On Sun, May 6, 2012 at 10:25 AM, maruon2wheels maruon2wheels@...>wrote:

> **

>

>

> I am struggling really hard not to tell my husband his nada is BDP. She is

> a horrible human being, I already wrote about her here, but it is my

> relationship with my husband I am worried about. Everything is fine because

> I never say anything but I cannot keep it to myself anymore. Last night I

> said I did not want to live with his parents temporarily (he mentioned a

> long time ago to move with them for a summer to save some money and work

> hard to make money).

>

> My MIL's house is inhabitable. She does not mind living in that mess but

> she wants me to clean it.Yes, me, she always makes references to me going

> to clean it. She says it is my job. She does not do anything, sleeps all

> day, smokes a lot, plays the guitar, barely eats and drinks at night. They

> clean the kitchen and bathroom but there is tons of stuff everywhere. They

> sleep in between piles of stuff in the couch because their bedrooms, 4 of

> them, are full past the open door. THe only room that barely has any crap

> is my husband's ( which I think psychologically that house represents her

> brain, the only one she has room for is my husband n my father in law).

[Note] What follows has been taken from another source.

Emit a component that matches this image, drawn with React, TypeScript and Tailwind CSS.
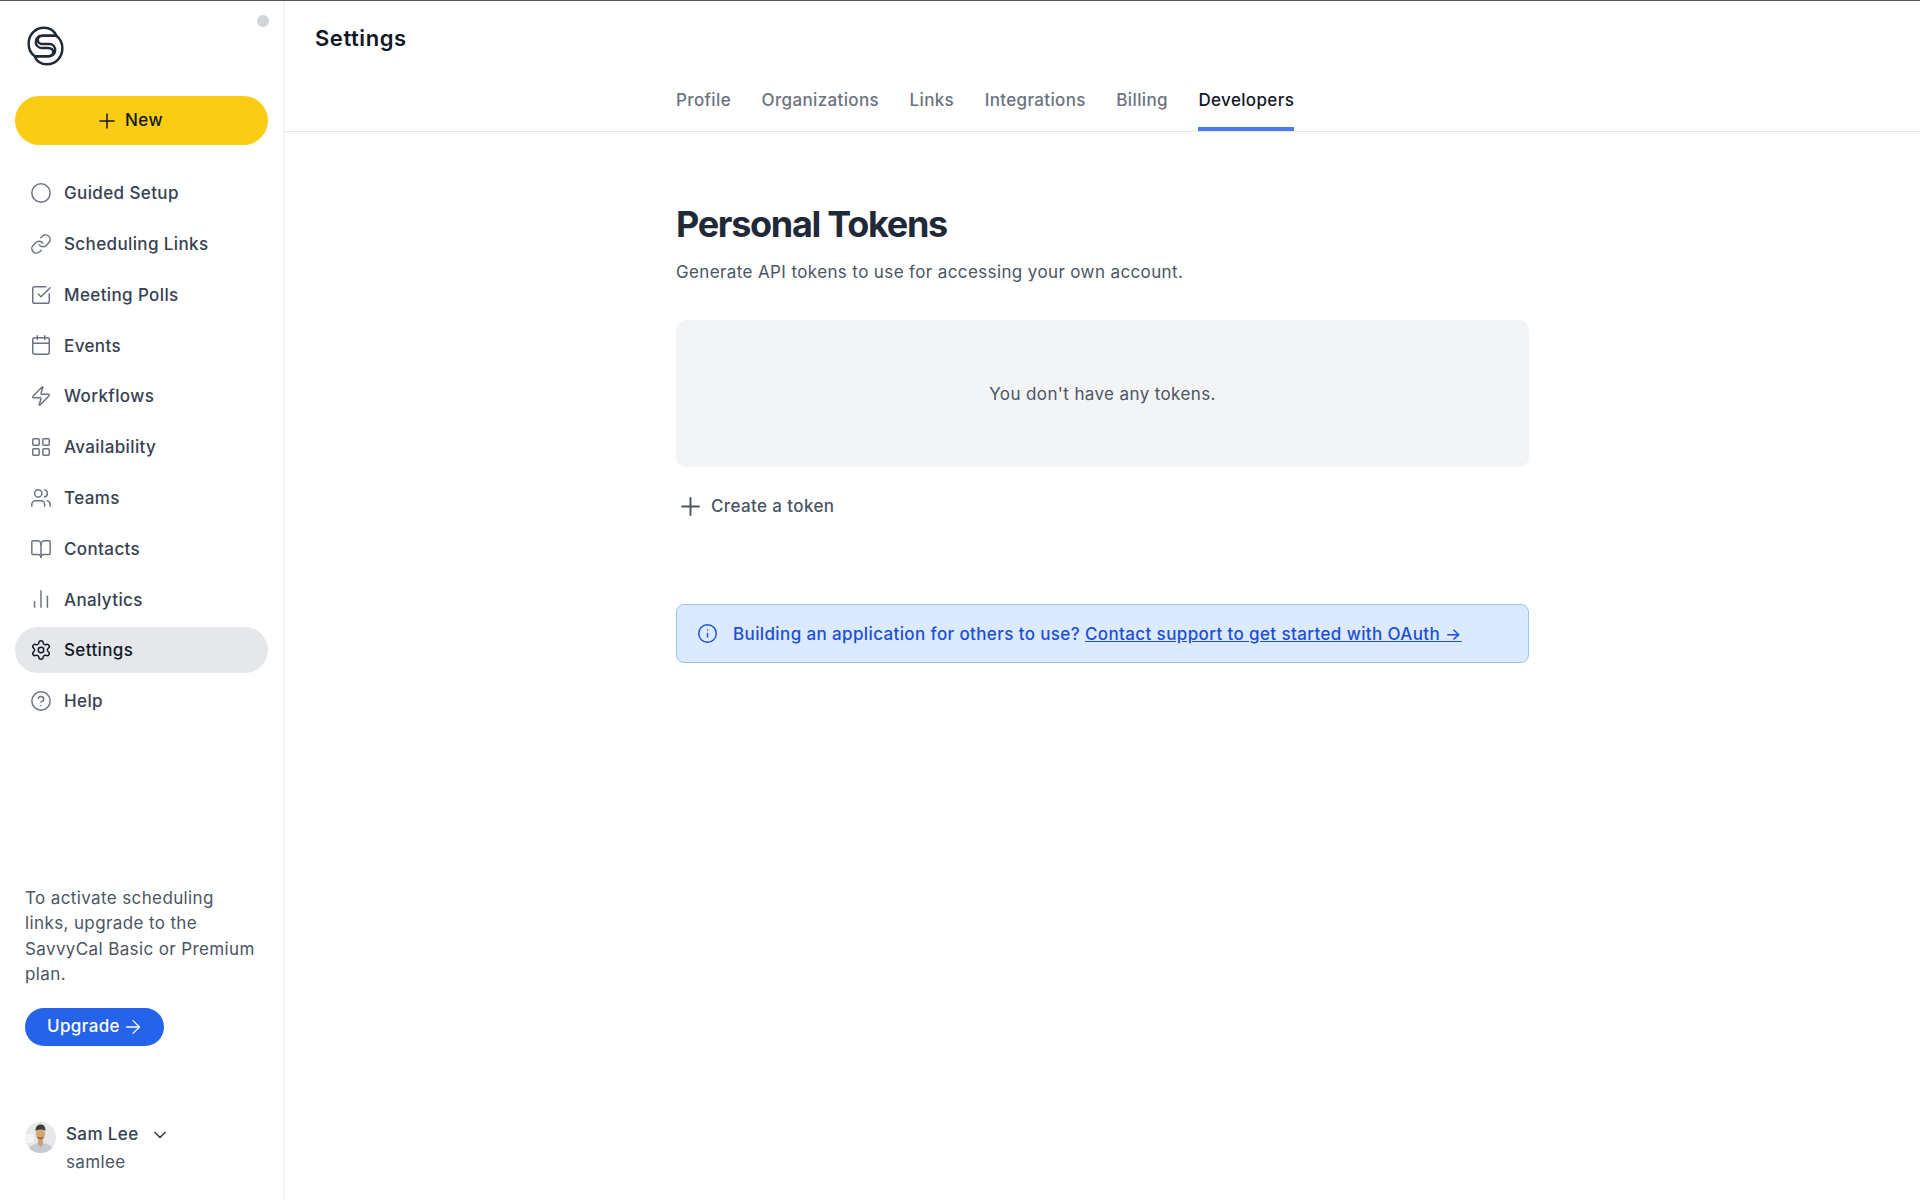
import {
  ArrowRight,
  BookOpen,
  Calendar,
  ChartNoAxesColumn,
  ChevronDown,
  Circle,
  CircleHelp,
  Info,
  LayoutGrid,
  Link,
  Plus,
  Settings,
  SquareCheckBig,
  Users,
  Zap,
} from 'lucide-react';

const navItems = [
  { label: 'Guided Setup', icon: Circle },
  { label: 'Scheduling Links', icon: Link },
  { label: 'Meeting Polls', icon: SquareCheckBig },
  { label: 'Events', icon: Calendar },
  { label: 'Workflows', icon: Zap },
  { label: 'Availability', icon: LayoutGrid },
  { label: 'Teams', icon: Users },
  { label: 'Contacts', icon: BookOpen },
  { label: 'Analytics', icon: ChartNoAxesColumn },
  { label: 'Settings', icon: Settings, active: true },
  { label: 'Help', icon: CircleHelp },
];

const tabs = ['Profile', 'Organizations', 'Links', 'Integrations', 'Billing', 'Developers'];

function Logo() {
  const ring =
    'M170 106C163 90 150 81 132 81C105 81 85 103 85 130C85 148 92 160 104 168L148 168C172 168 172 131 148 131L128 131C108 131 108 106 128 106Z';
  return (
    <svg viewBox="80 76 113 122" className="h-[40px] w-[37px]" fill="none" stroke="#1f2937" strokeWidth="7.5" strokeLinejoin="round">
      <path d={ring} />
      <path d={ring} transform="rotate(180 136.5 137)" />
    </svg>
  );
}

function Avatar() {
  return (
    <svg viewBox="0 0 31 31" className="h-[31px] w-[31px] shrink-0 rounded-full">
      <rect width="31" height="31" fill="#e5e7eb" />
      <rect x="0" y="12" width="9" height="9" fill="#f3f4f6" />
      <path d="M2 31C3 24 9 21 15.5 21C22 21 28 24 29 31Z" fill="#c5cad1" />
      <path d="M13 18H18V23L15.5 25L13 23Z" fill="#c9a37a" />
      <ellipse cx="15.5" cy="12" rx="4.5" ry="6.5" fill="#d1a66f" />
      <path d="M10.5 9C10.5 4 13 2.5 16 2.5C19 2.5 20.5 5 20.5 9C19 7 13 7 10.5 9Z" fill="#3f3a36" />
      <path d="M12 14.5C13 18 18 18 19 14.5C18 16 13 16 12 14.5Z" fill="#7a5a3a" />
    </svg>
  );
}

function Sidebar() {
  return (
    <aside className="relative flex w-[285px] shrink-0 flex-col border-r-2 border-[#f3f4f6] px-[15px]">
      <span className="absolute right-[14px] top-[14px] h-[12px] w-[12px] rounded-full bg-[#d1d5db]" />
      <div className="ml-[12px] mt-[25px]">
        <Logo />
      </div>
      <button className="mt-[30px] flex h-[49px] items-center justify-center gap-[6px] rounded-full bg-[#facc15] pr-[25px] text-[17px] font-medium tracking-[0.38px] text-[#111827]">
        <Plus size={24} strokeWidth={1.5} />
        <span className="pt-[1px]">New</span>
      </button>
      <nav className="mt-[25px] flex flex-col gap-[4.8px]">
        {navItems.map(({ label, icon: Icon, active }) => (
          <a
            key={label}
            className={
              active
                ? 'flex h-[46px] items-center gap-[12px] rounded-full bg-[#e5e7eb] pl-[15px] text-[17px] font-medium tracking-[0.38px] text-[#111827]'
                : 'flex h-[46px] items-center gap-[12px] rounded-full pl-[15px] text-[17px] font-medium tracking-[0.38px] text-[#374151]'
            }
          >
            <Icon size={22} strokeWidth={1.6} className={active ? 'text-[#111827]' : 'text-[#6b7280]'} />
            <span className="pt-[2px]">{label}</span>
          </a>
        ))}
      </nav>
      <div className="mt-auto pb-[25px] pl-[10px] pr-[9px]">
        <p className="text-[17px] leading-[25.5px] tracking-[0.38px] text-[#4b5563]">
          To activate scheduling links, upgrade to the SavvyCal Basic or Premium plan.
        </p>
        <button className="mt-[20px] flex h-[38px] w-[139px] items-center gap-[2px] rounded-full bg-[#2563eb] pl-[22px] text-[17px] font-medium tracking-[0.38px] text-white">
          Upgrade
          <ArrowRight size={22} strokeWidth={1.4} />
        </button>
        <div className="mt-[76px] flex gap-[10px]">
          <Avatar />
          <div className="text-[17px] font-medium tracking-[0.38px]">
            <div className="flex h-[26px] items-center gap-[11px] text-[#374151]">
              Sam Lee
              <ChevronDown size={20} strokeWidth={2} />
            </div>
            <div className="mt-[2px] font-normal text-[#4b5563]">samlee</div>
          </div>
        </div>
      </div>
    </aside>
  );
}

export default function App() {
  return (
    <div className="flex h-screen border-t border-[#555a60] bg-white font-['Inter',sans-serif]">
      <Sidebar />
      <main className="min-w-0 flex-1">
        <header className="border-b border-[#e5e7eb]">
          <h1 className="pl-[30px] pt-[22px] text-[22px] font-semibold leading-[30px] tracking-[0.55px] text-[#111827]">Settings</h1>
          <div className="mx-auto mt-[23px] flex w-[853px] gap-[30.5px] text-[17px] font-medium tracking-[0.36px]">
            {tabs.map((tab) =>
              tab === 'Developers' ? (
                <a key={tab} className="h-[55px] border-b-4 border-[#4a7bec] pt-[11.5px] text-[#111827]">
                  {tab}
                </a>
              ) : (
                <a key={tab} className="h-[55px] pt-[11.5px] text-[#6b7280]">
                  {tab}
                </a>
              ),
            )}
          </div>
        </header>
        <section className="mx-auto w-[853px] pt-[69px] text-[17px] tracking-[0.38px]">
          <h2 className="text-[36px] font-bold leading-[46px] tracking-[-1.3px] text-[#1f2937]">Personal Tokens</h2>
          <p className="mt-[12px] leading-[26px] text-[#4b5563]">
            Generate API tokens to use for accessing your own account.
          </p>
          <div className="mt-[35px] flex h-[147px] items-center justify-center rounded-[10px] bg-[#f3f4f6] pt-[2px] text-[#4b5563]">
            You don't have any tokens.
          </div>
          <button className="mt-[25px] flex items-center gap-[6px] font-medium text-[#4b5563]">
            <Plus size={29} strokeWidth={1.6} />
            Create a token
          </button>
          <div className="mt-[83px] flex h-[59px] items-center gap-[15px] rounded-[8px] border border-[#93c5fd] bg-[#dbeafe] pl-[20px] font-medium text-[#1d4ed8]">
            <Info size={21} strokeWidth={1.6} />
            <p className="pt-[2px]">
              Building an application for others to use? <a className="underline">Contact support to get started with OAuth →</a>
            </p>
          </div>
        </section>
      </main>
    </div>
  );
}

> I have two sisters in law, one has severe mental issues, BDP, bipolar and

> eating disorders and a transplant and my other SIL does not talk to her mom

> anymore unless she seeks help. She found a million excuses not to take care

> of her sick daughter and when her mom was sick never even saw her once,

> because of a hair appointment. ( a three week one apparently ).

>

>

> My problem is getting my husband to see how her mother is. She is selfish,

> my husband tells me things when he was growing up that i cant believe but

> he does not see the problem. We are supposed to go visit soon for a week

> and I do not want to go, and after never being rude to his mom, ever

> raising my voice or even defending myself over the things she accuses me

> of, my husband's answer is " wow, why can't women get along? " . I am sorry,

> but I get along with my mom, my sisters and my roommates when i was single,

> my friends and I do not create drama.

>

> I never said anything to her, never argued, I would shut up and shove it

> where the sun dont't shine.

>

> The only reason she is good to my husband is because he is going to

> provide for her someday. Now that my FIL is getting older, she is treating

> him like crap too. Says he is taking all her money away ( money she is

> getting from her father ), to give it to " his other woman " that is how she

> sees her own daughter. She is jealous of her liver transplant, mentally ill

> daughter who she does not need to take care of. All because my FIL is

> helping his own daughter out with his own money. My FIL gave my MIL close

> to 100 grand to fix her teeth and she still complains. My FIL is the

> sweetest man and it is disgusting how she treats him sometimes.

>

> My husband does not see there is a problem. Defense mechanism, i dont

> know, but I do not want to go to their house because she is not normal and

> she lied about me already and I am afraid to go there, I do not feel safe.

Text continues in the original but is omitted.